▶ **Given request**
Filter the records below down to lines containing "that".

▶ **Record excerpts**
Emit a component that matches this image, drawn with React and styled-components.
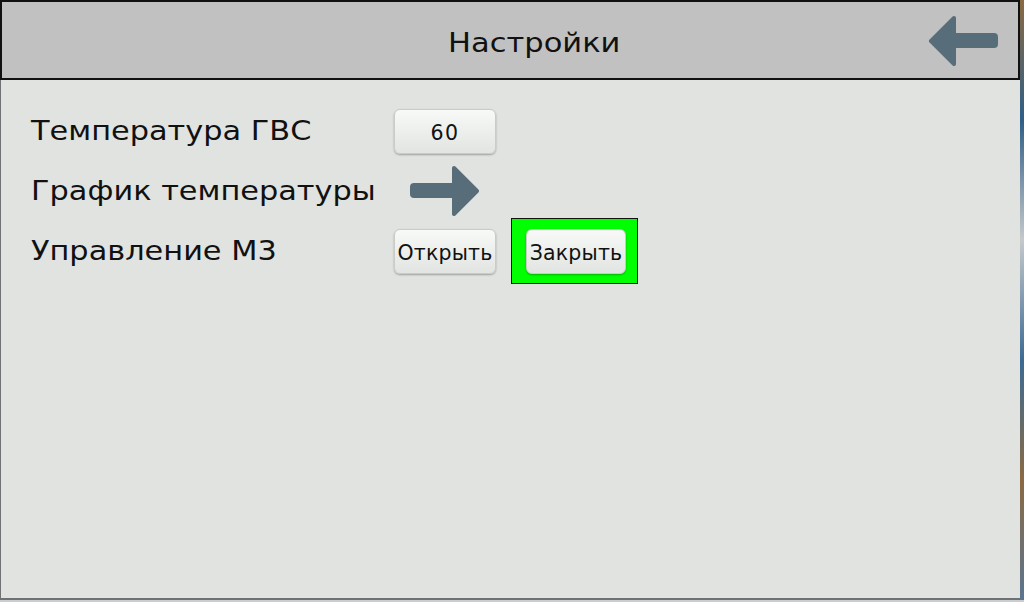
* * *
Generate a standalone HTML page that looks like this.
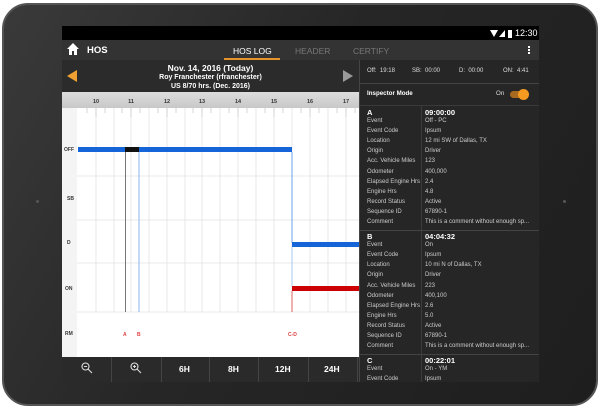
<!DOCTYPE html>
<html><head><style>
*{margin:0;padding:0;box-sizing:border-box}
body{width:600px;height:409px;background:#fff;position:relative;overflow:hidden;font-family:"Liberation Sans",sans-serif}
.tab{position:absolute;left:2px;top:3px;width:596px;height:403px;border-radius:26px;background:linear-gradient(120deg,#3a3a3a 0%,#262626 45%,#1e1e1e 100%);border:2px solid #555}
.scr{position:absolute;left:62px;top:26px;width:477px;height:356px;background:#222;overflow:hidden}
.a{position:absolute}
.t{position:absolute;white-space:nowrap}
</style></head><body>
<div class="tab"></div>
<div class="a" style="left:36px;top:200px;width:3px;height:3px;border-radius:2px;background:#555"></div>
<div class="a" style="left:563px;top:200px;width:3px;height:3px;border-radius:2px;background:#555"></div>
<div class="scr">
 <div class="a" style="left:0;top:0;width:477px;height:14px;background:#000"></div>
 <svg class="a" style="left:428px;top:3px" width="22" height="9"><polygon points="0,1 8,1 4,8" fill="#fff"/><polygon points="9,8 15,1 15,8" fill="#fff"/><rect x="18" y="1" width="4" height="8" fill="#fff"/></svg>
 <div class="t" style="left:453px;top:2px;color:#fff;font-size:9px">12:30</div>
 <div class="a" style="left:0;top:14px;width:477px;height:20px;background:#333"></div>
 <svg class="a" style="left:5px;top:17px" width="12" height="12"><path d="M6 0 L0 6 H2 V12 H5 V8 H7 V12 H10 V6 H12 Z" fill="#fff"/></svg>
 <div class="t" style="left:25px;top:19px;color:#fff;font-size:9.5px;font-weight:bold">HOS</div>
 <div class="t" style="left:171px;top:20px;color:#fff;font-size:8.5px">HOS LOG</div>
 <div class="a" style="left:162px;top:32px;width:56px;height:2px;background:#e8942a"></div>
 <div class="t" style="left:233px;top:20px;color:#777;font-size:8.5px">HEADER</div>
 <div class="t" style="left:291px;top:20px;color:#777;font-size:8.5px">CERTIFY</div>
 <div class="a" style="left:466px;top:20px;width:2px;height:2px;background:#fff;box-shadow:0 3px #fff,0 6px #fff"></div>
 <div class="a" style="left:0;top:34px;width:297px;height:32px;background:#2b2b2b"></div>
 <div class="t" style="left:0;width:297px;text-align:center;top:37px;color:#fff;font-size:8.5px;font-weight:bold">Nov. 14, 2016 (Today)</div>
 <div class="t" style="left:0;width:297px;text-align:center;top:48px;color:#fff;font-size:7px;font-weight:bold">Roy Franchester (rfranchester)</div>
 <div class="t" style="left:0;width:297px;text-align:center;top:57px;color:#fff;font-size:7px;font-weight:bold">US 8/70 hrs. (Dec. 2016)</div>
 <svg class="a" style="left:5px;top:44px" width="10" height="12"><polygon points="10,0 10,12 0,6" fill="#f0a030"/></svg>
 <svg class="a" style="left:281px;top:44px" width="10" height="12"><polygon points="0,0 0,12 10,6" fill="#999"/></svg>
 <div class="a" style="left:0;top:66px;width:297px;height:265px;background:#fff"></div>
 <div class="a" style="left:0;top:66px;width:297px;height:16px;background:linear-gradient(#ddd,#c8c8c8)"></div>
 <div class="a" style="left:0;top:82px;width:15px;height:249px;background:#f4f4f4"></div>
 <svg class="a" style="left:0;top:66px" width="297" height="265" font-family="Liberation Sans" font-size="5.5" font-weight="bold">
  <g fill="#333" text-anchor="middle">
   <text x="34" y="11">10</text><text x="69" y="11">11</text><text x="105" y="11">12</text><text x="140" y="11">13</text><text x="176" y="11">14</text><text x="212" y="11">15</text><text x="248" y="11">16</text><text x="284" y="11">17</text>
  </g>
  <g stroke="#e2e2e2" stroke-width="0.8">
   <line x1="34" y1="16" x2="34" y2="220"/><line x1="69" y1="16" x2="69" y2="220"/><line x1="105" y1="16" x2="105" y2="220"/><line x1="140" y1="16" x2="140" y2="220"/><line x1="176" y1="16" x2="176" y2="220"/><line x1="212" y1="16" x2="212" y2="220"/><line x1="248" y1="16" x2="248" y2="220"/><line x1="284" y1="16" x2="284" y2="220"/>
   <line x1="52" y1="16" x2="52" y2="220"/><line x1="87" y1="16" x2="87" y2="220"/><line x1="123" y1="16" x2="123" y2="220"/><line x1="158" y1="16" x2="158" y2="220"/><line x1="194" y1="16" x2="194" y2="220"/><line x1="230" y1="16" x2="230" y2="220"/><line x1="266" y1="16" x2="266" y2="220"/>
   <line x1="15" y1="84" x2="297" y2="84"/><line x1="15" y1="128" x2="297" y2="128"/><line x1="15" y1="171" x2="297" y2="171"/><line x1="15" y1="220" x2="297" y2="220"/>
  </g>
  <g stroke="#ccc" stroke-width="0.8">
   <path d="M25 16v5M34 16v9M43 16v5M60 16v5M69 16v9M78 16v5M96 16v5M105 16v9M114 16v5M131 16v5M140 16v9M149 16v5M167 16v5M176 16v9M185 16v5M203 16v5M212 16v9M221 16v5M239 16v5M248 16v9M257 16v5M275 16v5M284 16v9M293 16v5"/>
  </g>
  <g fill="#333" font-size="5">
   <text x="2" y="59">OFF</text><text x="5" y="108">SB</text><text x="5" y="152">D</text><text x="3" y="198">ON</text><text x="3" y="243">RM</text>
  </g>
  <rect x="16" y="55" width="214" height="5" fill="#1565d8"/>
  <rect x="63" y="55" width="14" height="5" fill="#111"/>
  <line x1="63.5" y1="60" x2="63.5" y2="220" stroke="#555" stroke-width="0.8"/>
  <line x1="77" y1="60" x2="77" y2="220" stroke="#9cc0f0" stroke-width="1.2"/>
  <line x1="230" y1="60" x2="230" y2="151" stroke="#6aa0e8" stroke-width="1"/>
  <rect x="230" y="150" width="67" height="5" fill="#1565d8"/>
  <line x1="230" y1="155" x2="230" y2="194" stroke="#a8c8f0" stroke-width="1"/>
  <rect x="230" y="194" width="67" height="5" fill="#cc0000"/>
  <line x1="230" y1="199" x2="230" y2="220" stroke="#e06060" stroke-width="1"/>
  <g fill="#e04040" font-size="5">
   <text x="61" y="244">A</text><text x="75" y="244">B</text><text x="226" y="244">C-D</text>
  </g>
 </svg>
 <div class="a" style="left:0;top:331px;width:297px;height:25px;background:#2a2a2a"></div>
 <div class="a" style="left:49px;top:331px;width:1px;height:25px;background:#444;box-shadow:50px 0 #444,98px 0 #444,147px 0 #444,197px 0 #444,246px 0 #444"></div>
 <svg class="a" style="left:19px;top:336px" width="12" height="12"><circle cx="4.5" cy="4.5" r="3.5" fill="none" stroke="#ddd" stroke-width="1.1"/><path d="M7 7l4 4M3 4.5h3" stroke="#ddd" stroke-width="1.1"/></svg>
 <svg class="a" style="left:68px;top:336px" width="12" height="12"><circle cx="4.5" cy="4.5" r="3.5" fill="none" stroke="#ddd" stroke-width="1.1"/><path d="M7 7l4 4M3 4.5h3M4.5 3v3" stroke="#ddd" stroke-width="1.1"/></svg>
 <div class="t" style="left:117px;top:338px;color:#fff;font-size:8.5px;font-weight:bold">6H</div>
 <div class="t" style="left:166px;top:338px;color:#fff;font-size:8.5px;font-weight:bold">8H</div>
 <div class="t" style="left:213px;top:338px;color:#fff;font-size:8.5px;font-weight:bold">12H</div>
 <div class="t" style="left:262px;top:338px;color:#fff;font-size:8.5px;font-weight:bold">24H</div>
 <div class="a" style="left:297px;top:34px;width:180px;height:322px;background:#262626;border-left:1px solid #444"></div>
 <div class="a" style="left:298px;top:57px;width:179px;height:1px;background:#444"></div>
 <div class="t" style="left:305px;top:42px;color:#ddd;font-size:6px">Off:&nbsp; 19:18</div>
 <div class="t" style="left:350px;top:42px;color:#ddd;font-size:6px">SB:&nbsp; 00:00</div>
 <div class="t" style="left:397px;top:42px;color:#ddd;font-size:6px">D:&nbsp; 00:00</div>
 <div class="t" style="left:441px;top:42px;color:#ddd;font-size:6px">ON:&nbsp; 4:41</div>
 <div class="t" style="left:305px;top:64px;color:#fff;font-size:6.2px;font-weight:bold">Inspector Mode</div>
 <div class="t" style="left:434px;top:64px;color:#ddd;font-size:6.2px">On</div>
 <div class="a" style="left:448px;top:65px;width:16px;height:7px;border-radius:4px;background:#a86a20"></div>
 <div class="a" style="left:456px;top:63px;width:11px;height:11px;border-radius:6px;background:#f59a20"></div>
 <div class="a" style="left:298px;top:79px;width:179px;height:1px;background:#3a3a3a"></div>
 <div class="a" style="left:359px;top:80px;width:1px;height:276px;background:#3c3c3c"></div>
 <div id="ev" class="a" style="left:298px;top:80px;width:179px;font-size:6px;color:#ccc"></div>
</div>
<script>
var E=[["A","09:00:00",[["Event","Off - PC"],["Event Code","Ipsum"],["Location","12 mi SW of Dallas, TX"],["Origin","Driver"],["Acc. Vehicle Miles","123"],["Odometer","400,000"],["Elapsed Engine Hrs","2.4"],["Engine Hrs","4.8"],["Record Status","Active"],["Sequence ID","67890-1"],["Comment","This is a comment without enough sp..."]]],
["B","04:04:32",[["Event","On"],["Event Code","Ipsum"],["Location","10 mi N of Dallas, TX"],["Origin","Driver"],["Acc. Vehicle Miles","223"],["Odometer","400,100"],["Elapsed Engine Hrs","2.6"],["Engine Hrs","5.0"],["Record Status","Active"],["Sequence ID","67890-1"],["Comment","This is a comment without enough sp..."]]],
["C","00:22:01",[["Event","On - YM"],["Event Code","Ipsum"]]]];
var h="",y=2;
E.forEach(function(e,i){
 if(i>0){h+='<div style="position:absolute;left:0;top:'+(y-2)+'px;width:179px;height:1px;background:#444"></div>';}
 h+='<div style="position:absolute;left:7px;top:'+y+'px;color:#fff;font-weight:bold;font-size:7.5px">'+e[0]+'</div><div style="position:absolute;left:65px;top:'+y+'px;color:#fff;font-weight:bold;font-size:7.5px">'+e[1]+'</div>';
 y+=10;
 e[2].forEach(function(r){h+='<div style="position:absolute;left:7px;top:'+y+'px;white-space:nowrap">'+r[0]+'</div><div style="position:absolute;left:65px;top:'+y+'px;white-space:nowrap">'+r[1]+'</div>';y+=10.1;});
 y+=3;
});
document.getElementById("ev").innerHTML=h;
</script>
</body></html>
---
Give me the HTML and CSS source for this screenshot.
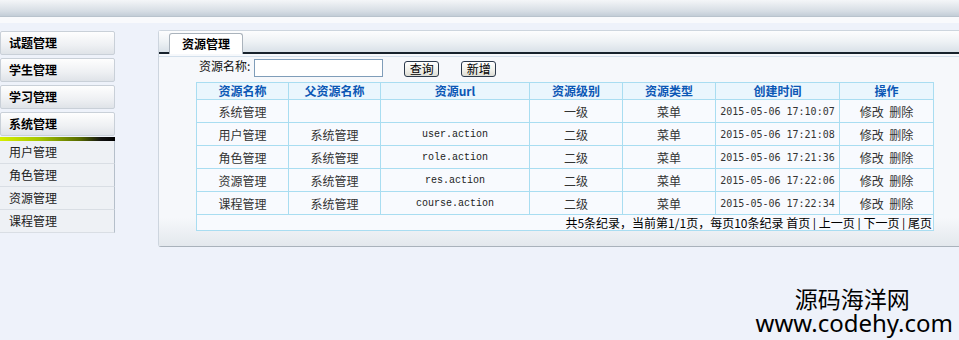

▶ **Exercise solution**
Emit a component that matches this image, drawn with React and styled-components.
Generate a standalone HTML page that looks like this.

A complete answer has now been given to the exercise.